#### TASK INSTRUCTIONS
Identify the lines holding "that" and copy them.
* BEGIN SUPPLIED MATERIAL *
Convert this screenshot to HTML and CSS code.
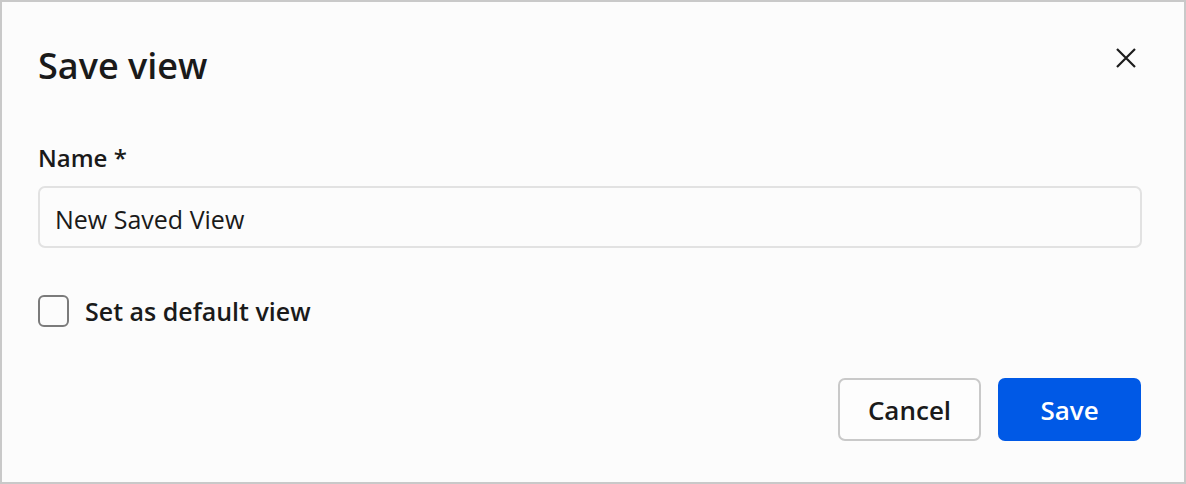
FILE: index.html
```html
<!DOCTYPE html>
<html lang="en">
<head>
<meta charset="utf-8">
<title>Save view</title>
<link rel="stylesheet" href="styles.css">
</head>
<body>
<div class="dialog">
  <div class="header">
    <h1 class="title">Save view</h1>
    <button class="close" aria-label="Close">
      <svg width="20" height="20" viewBox="0 0 20 20"><path d="M1 1 L19 19 M19 1 L1 19" stroke="#1c1c1c" stroke-width="2.2" fill="none"/></svg>
    </button>
  </div>
  <label class="label" for="name">Name *</label>
  <div class="input"><span class="input-text">New Saved View</span></div>
  <div class="check-row">
    <span class="checkbox"></span>
    <span class="check-label">Set as default view</span>
  </div>
  <div class="actions">
    <button class="btn btn-cancel">Cancel</button>
    <button class="btn btn-save">Save</button>
  </div>
</div>
</body>
</html>
```
FILE: styles.css
```css
html, body {
  margin: 0;
  padding: 0;
  background: #fcfcfc;
}
body {
  font-family: "Open Sans", "Noto Sans", sans-serif;
  color: #1a1a1a;
}
.dialog {
  box-sizing: border-box;
  width: 1186px;
  height: 484px;
  border: 2px solid #c9c9c9;
  background: #fcfcfc;
  padding: 40px 42px 0 36px;
  display: flex;
  flex-direction: column;
}
.header {
  display: flex;
  justify-content: space-between;
  align-items: flex-start;
  height: 46px;
}
.title {
  margin: 2px 0 0 0;
  font-size: 36px;
  line-height: 44px;
  font-weight: 600;
  letter-spacing: 0;
}
.close {
  width: 32px;
  height: 32px;
  padding: 0;
  border: none;
  background: transparent;
  display: flex;
  align-items: center;
  justify-content: center;
}
.label {
  margin-top: 54px;
  font-size: 24px;
  line-height: 32px;
  font-weight: 600;
}
.input {
  margin-top: 12px;
  box-sizing: border-box;
  height: 62px;
  border: 2px solid #e2e2e2;
  border-radius: 7px;
  background: #fcfcfc;
  display: flex;
  align-items: center;
  padding: 3px 0 0 15px;
}
.input-text {
  font-size: 25px;
  line-height: 32px;
  font-weight: 400;
}
.check-row {
  margin-top: 47px;
  display: flex;
  align-items: center;
  gap: 16px;
}
.checkbox {
  box-sizing: border-box;
  width: 31px;
  height: 32px;
  border: 2px solid #7b7b7b;
  border-radius: 6px;
  background: #fcfcfc;
}
.check-label {
  font-size: 25px;
  line-height: 32px;
  font-weight: 600;
}
.actions {
  margin-top: 51px;
  display: flex;
  justify-content: flex-end;
  gap: 17px;
  margin-right: 1px;
}
.btn {
  box-sizing: border-box;
  width: 143px;
  height: 63px;
  border-radius: 7px;
  font-family: "Open Sans", "Noto Sans", sans-serif;
  font-size: 26px;
  font-weight: 600;
  padding: 0;
  cursor: pointer;
}
.btn-cancel {
  background: #fdfdfd;
  border: 2px solid #c9c9c9;
  color: #1a1a1a;
}
.btn-save {
  background: #0059e6;
  border: none;
  color: #ffffff;
}
```
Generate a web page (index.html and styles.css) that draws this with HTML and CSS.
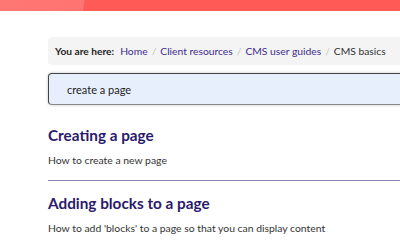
FILE: index.html
```html
<!DOCTYPE html>
<html>
<head>
<meta charset="utf-8">
<link rel="stylesheet" href="styles.css">
</head>
<body>
<header class="topbar"><div class="shine"></div></header>
<main class="content">
  <nav class="crumbs">
    <span class="here">You are here:</span>
    <a class="crumb">Home</a><span class="sep">/</span>
    <a class="crumb">Client resources</a><span class="sep">/</span>
    <a class="crumb">CMS user guides</a><span class="sep">/</span>
    <span class="current">CMS basics</span>
  </nav>
  <div class="search">create a page</div>
  <section class="result">
    <h2 class="title">Creating a page</h2>
    <p class="desc">How to create a new page</p>
  </section>
  <section class="result">
    <h2 class="title">Adding blocks to a page</h2>
    <p class="desc">How to add 'blocks' to a page so that you can display content</p>
  </section>
</main>
</body>
</html>
```
FILE: styles.css
```css
html, body {
  margin: 0;
  padding: 0;
  background: #fff;
  overflow: hidden;
  font-family: Lato, "Noto Sans", sans-serif;
}
.topbar {
  height: 11px;
  background: #ff5a55;
  position: relative;
  overflow: hidden;
}
.shine {
  position: absolute;
  left: 0;
  top: 0;
  width: 115px;
  height: 11px;
  background: linear-gradient(100deg, #ff7772 0%, #ff7470 72%, rgba(255,90,85,0) 73%);
}
.content {
  margin-left: 48px;
  width: 420px;
  padding-top: 26px;
}
.crumbs {
  background: #f4f4f4;
  border-radius: 4px;
  height: 28px;
  display: flex;
  align-items: center;
  padding-left: 7px;
  font-size: 10.3px;
  color: #333;
}
.here {
  font-weight: bold;
  color: #222;
  margin-right: 6px;
  font-size: 10.2px;
}
.crumb {
  color: #3d2c8d;
}
.sep {
  color: #c8c8c8;
  margin: 0 4px;
}
.current {
  color: #333;
}
.search {
  margin-top: 8px;
  margin-bottom: 20px;
  height: 32px;
  box-sizing: border-box;
  background: #e8effc;
  border: 1px solid #444;
  border-bottom-color: #888;
  border-radius: 4px;
  box-shadow: 0 0 3px rgba(0,0,0,0.25);
  display: flex;
  align-items: center;
  padding-left: 18px;
  font-size: 11px;
  color: #222;
}
.result {
  border-bottom: 1px solid #8a80b4;
}
.result + .result {
  padding-top: 12px;
}
.result:last-child {
  border-bottom: none;
}
.title {
  margin: 0;
  font-size: 15.3px;
  font-weight: bold;
  color: #2b1a6b;
  line-height: 20px;
}
.desc {
  margin: 8px 0 0;
  padding-bottom: 13px;
  font-size: 10.4px;
  color: #333;
  line-height: 14px;
}
```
* END SUPPLIED MATERIAL *
#### THE RESPONSE
Generate a web page (index.html and styles.css) that draws this with HTML and CSS.
    <p class="desc">How to add 'blocks' to a page so that you can display content</p>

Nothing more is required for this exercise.